▶ **DATASET SECTION**:

____

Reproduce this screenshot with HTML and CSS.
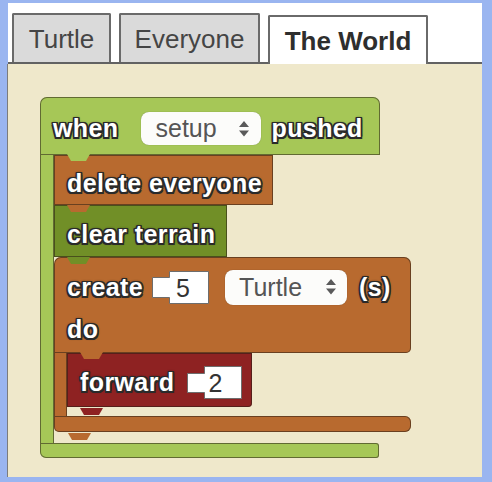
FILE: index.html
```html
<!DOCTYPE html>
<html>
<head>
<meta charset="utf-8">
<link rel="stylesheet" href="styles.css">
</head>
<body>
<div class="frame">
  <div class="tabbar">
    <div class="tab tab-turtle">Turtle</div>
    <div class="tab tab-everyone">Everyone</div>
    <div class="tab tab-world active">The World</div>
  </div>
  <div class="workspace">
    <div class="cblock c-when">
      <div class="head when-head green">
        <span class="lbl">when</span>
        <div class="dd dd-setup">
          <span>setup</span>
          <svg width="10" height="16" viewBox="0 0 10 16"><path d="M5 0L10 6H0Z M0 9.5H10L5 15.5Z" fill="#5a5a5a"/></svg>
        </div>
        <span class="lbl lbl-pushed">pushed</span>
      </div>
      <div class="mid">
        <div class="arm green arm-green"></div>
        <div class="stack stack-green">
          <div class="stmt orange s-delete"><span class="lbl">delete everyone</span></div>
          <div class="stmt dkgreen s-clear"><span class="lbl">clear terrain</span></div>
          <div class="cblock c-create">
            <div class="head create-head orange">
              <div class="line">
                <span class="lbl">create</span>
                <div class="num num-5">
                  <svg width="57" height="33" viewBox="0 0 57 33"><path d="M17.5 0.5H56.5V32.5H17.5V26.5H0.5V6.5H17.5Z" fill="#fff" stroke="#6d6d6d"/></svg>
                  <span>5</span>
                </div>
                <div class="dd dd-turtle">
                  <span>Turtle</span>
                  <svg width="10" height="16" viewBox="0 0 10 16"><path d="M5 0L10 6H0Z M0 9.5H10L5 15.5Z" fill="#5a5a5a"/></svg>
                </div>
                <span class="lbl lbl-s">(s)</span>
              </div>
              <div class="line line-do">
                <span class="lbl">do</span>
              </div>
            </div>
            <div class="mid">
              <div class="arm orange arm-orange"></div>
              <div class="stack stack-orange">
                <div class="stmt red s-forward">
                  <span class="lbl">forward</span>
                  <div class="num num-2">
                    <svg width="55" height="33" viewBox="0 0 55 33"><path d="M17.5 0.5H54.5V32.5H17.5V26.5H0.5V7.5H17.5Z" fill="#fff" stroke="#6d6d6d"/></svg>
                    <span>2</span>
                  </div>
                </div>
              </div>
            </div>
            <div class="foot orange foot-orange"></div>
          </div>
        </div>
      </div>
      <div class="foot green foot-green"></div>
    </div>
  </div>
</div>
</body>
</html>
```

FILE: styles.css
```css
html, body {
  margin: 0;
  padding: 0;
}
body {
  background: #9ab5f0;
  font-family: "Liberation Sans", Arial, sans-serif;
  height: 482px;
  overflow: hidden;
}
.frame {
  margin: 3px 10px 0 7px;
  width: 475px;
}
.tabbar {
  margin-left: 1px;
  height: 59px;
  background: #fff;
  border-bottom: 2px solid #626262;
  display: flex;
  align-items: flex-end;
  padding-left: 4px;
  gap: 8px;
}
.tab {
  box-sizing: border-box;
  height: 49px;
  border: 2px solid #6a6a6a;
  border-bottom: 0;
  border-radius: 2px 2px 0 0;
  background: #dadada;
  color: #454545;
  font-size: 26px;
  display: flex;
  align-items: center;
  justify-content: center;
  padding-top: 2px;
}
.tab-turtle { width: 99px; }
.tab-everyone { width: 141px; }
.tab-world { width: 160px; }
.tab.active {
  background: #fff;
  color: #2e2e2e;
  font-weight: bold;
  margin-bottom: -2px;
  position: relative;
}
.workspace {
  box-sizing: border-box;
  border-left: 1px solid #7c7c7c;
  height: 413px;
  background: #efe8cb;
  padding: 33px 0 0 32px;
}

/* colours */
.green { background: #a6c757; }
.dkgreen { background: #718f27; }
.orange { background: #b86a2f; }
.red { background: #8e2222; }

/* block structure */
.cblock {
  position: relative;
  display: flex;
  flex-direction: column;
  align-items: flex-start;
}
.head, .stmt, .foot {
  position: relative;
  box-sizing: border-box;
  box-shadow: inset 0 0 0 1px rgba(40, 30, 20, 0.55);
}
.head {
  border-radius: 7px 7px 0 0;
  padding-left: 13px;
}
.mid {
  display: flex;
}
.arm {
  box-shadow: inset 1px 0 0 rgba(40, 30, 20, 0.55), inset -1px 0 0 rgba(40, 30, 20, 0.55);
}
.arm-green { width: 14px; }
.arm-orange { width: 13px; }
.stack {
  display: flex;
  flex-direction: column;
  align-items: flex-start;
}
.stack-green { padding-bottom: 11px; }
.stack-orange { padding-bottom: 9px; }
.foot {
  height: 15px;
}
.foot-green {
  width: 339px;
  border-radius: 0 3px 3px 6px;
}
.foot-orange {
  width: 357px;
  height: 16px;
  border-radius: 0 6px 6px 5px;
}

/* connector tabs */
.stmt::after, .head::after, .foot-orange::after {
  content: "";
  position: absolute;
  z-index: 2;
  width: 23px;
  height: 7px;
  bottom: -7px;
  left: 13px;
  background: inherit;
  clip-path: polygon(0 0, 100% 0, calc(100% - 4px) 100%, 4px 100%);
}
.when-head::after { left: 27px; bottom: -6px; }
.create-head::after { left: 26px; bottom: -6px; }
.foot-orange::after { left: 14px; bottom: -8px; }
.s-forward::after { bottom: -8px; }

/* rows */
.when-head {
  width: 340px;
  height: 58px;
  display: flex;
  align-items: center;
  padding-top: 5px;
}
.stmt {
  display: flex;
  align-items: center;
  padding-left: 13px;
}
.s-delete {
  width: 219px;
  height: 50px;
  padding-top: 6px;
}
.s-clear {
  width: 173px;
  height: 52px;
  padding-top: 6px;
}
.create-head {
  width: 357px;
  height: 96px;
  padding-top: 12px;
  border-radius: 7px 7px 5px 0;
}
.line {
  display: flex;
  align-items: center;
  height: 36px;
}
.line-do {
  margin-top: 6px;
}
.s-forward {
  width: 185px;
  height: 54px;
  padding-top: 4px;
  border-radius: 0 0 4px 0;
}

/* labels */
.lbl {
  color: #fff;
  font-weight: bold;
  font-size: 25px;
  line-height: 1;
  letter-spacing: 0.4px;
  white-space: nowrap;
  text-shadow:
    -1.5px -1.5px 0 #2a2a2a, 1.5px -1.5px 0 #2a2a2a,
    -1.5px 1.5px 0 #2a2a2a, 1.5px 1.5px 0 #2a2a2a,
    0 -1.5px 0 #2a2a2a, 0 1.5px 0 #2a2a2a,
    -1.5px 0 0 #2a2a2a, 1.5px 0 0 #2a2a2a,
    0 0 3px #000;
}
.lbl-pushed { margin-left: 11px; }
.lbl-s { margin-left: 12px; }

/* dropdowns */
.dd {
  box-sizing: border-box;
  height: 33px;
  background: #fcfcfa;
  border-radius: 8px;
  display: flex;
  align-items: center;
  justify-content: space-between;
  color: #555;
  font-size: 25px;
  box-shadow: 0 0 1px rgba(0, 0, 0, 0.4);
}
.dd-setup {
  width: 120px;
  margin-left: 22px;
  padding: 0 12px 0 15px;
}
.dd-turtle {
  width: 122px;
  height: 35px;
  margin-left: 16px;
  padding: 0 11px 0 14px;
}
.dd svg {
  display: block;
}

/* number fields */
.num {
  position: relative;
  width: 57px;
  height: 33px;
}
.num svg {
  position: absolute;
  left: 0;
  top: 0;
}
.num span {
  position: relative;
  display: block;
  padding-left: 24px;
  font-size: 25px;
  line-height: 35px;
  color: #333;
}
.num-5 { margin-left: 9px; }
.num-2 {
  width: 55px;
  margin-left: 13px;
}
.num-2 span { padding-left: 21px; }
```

____

Copy the material above in full and exactly, skipping pictures.

▶ **WRITTEN RESPONSE**:
Reproduce this screenshot with HTML and CSS.
FILE: index.html
```html
<!DOCTYPE html>
<html>
<head>
<meta charset="utf-8">
<link rel="stylesheet" href="styles.css">
</head>
<body>
<div class="frame">
  <div class="tabbar">
    <div class="tab tab-turtle">Turtle</div>
    <div class="tab tab-everyone">Everyone</div>
    <div class="tab tab-world active">The World</div>
  </div>
  <div class="workspace">
    <div class="cblock c-when">
      <div class="head when-head green">
        <span class="lbl">when</span>
        <div class="dd dd-setup">
          <span>setup</span>
          <svg width="10" height="16" viewBox="0 0 10 16"><path d="M5 0L10 6H0Z M0 9.5H10L5 15.5Z" fill="#5a5a5a"/></svg>
        </div>
        <span class="lbl lbl-pushed">pushed</span>
      </div>
      <div class="mid">
        <div class="arm green arm-green"></div>
        <div class="stack stack-green">
          <div class="stmt orange s-delete"><span class="lbl">delete everyone</span></div>
          <div class="stmt dkgreen s-clear"><span class="lbl">clear terrain</span></div>
          <div class="cblock c-create">
            <div class="head create-head orange">
              <div class="line">
                <span class="lbl">create</span>
                <div class="num num-5">
                  <svg width="57" height="33" viewBox="0 0 57 33"><path d="M17.5 0.5H56.5V32.5H17.5V26.5H0.5V6.5H17.5Z" fill="#fff" stroke="#6d6d6d"/></svg>
                  <span>5</span>
                </div>
                <div class="dd dd-turtle">
                  <span>Turtle</span>
                  <svg width="10" height="16" viewBox="0 0 10 16"><path d="M5 0L10 6H0Z M0 9.5H10L5 15.5Z" fill="#5a5a5a"/></svg>
                </div>
                <span class="lbl lbl-s">(s)</span>
              </div>
              <div class="line line-do">
                <span class="lbl">do</span>
              </div>
            </div>
            <div class="mid">
              <div class="arm orange arm-orange"></div>
              <div class="stack stack-orange">
                <div class="stmt red s-forward">
                  <span class="lbl">forward</span>
                  <div class="num num-2">
                    <svg width="55" height="33" viewBox="0 0 55 33"><path d="M17.5 0.5H54.5V32.5H17.5V26.5H0.5V7.5H17.5Z" fill="#fff" stroke="#6d6d6d"/></svg>
                    <span>2</span>
                  </div>
                </div>
              </div>
            </div>
            <div class="foot orange foot-orange"></div>
          </div>
        </div>
      </div>
      <div class="foot green foot-green"></div>
    </div>
  </div>
</div>
</body>
</html>
```

FILE: styles.css
```css
html, body {
  margin: 0;
  padding: 0;
}
body {
  background: #9ab5f0;
  font-family: "Liberation Sans", Arial, sans-serif;
  height: 482px;
  overflow: hidden;
}
.frame {
  margin: 3px 10px 0 7px;
  width: 475px;
}
.tabbar {
  margin-left: 1px;
  height: 59px;
  background: #fff;
  border-bottom: 2px solid #626262;
  display: flex;
  align-items: flex-end;
  padding-left: 4px;
  gap: 8px;
}
.tab {
  box-sizing: border-box;
  height: 49px;
  border: 2px solid #6a6a6a;
  border-bottom: 0;
  border-radius: 2px 2px 0 0;
  background: #dadada;
  color: #454545;
  font-size: 26px;
  display: flex;
  align-items: center;
  justify-content: center;
  padding-top: 2px;
}
.tab-turtle { width: 99px; }
.tab-everyone { width: 141px; }
.tab-world { width: 160px; }
.tab.active {
  background: #fff;
  color: #2e2e2e;
  font-weight: bold;
  margin-bottom: -2px;
  position: relative;
}
.workspace {
  box-sizing: border-box;
  border-left: 1px solid #7c7c7c;
  height: 413px;
  background: #efe8cb;
  padding: 33px 0 0 32px;
}

/* colours */
.green { background: #a6c757; }
.dkgreen { background: #718f27; }
.orange { background: #b86a2f; }
.red { background: #8e2222; }

/* block structure */
.cblock {
  position: relative;
  display: flex;
  flex-direction: column;
  align-items: flex-start;
}
.head, .stmt, .foot {
  position: relative;
  box-sizing: border-box;
  box-shadow: inset 0 0 0 1px rgba(40, 30, 20, 0.55);
}
.head {
  border-radius: 7px 7px 0 0;
  padding-left: 13px;
}
.mid {
  display: flex;
}
.arm {
  box-shadow: inset 1px 0 0 rgba(40, 30, 20, 0.55), inset -1px 0 0 rgba(40, 30, 20, 0.55);
}
.arm-green { width: 14px; }
.arm-orange { width: 13px; }
.stack {
  display: flex;
  flex-direction: column;
  align-items: flex-start;
}
.stack-green { padding-bottom: 11px; }
.stack-orange { padding-bottom: 9px; }
.foot {
  height: 15px;
}
.foot-green {
  width: 339px;
  border-radius: 0 3px 3px 6px;
}
.foot-orange {
  width: 357px;
  height: 16px;
  border-radius: 0 6px 6px 5px;
}

/* connector tabs */
.stmt::after, .head::after, .foot-orange::after {
  content: "";
  position: absolute;
  z-index: 2;
  width: 23px;
  height: 7px;
  bottom: -7px;
  left: 13px;
  background: inherit;
  clip-path: polygon(0 0, 100% 0, calc(100% - 4px) 100%, 4px 100%);
}
.when-head::after { left: 27px; bottom: -6px; }
.create-head::after { left: 26px; bottom: -6px; }
.foot-orange::after { left: 14px; bottom: -8px; }
.s-forward::after { bottom: -8px; }

/* rows */
.when-head {
  width: 340px;
  height: 58px;
  display: flex;
  align-items: center;
  padding-top: 5px;
}
.stmt {
  display: flex;
  align-items: center;
  padding-left: 13px;
}
.s-delete {
  width: 219px;
  height: 50px;
  padding-top: 6px;
}
.s-clear {
  width: 173px;
  height: 52px;
  padding-top: 6px;
}
.create-head {
  width: 357px;
  height: 96px;
  padding-top: 12px;
  border-radius: 7px 7px 5px 0;
}
.line {
  display: flex;
  align-items: center;
  height: 36px;
}
.line-do {
  margin-top: 6px;
}
.s-forward {
  width: 185px;
  height: 54px;
  padding-top: 4px;
  border-radius: 0 0 4px 0;
}

/* labels */
.lbl {
  color: #fff;
  font-weight: bold;
  font-size: 25px;
  line-height: 1;
  letter-spacing: 0.4px;
  white-space: nowrap;
  text-shadow:
    -1.5px -1.5px 0 #2a2a2a, 1.5px -1.5px 0 #2a2a2a,
    -1.5px 1.5px 0 #2a2a2a, 1.5px 1.5px 0 #2a2a2a,
    0 -1.5px 0 #2a2a2a, 0 1.5px 0 #2a2a2a,
    -1.5px 0 0 #2a2a2a, 1.5px 0 0 #2a2a2a,
    0 0 3px #000;
}
.lbl-pushed { margin-left: 11px; }
.lbl-s { margin-left: 12px; }

/* dropdowns */
.dd {
  box-sizing: border-box;
  height: 33px;
  background: #fcfcfa;
  border-radius: 8px;
  display: flex;
  align-items: center;
  justify-content: space-between;
  color: #555;
  font-size: 25px;
  box-shadow: 0 0 1px rgba(0, 0, 0, 0.4);
}
.dd-setup {
  width: 120px;
  margin-left: 22px;
  padding: 0 12px 0 15px;
}
.dd-turtle {
  width: 122px;
  height: 35px;
  margin-left: 16px;
  padding: 0 11px 0 14px;
}
.dd svg {
  display: block;
}

/* number fields */
.num {
  position: relative;
  width: 57px;
  height: 33px;
}
.num svg {
  position: absolute;
  left: 0;
  top: 0;
}
.num span {
  position: relative;
  display: block;
  padding-left: 24px;
  font-size: 25px;
  line-height: 35px;
  color: #333;
}
.num-5 { margin-left: 9px; }
.num-2 {
  width: 55px;
  margin-left: 13px;
}
.num-2 span { padding-left: 21px; }
```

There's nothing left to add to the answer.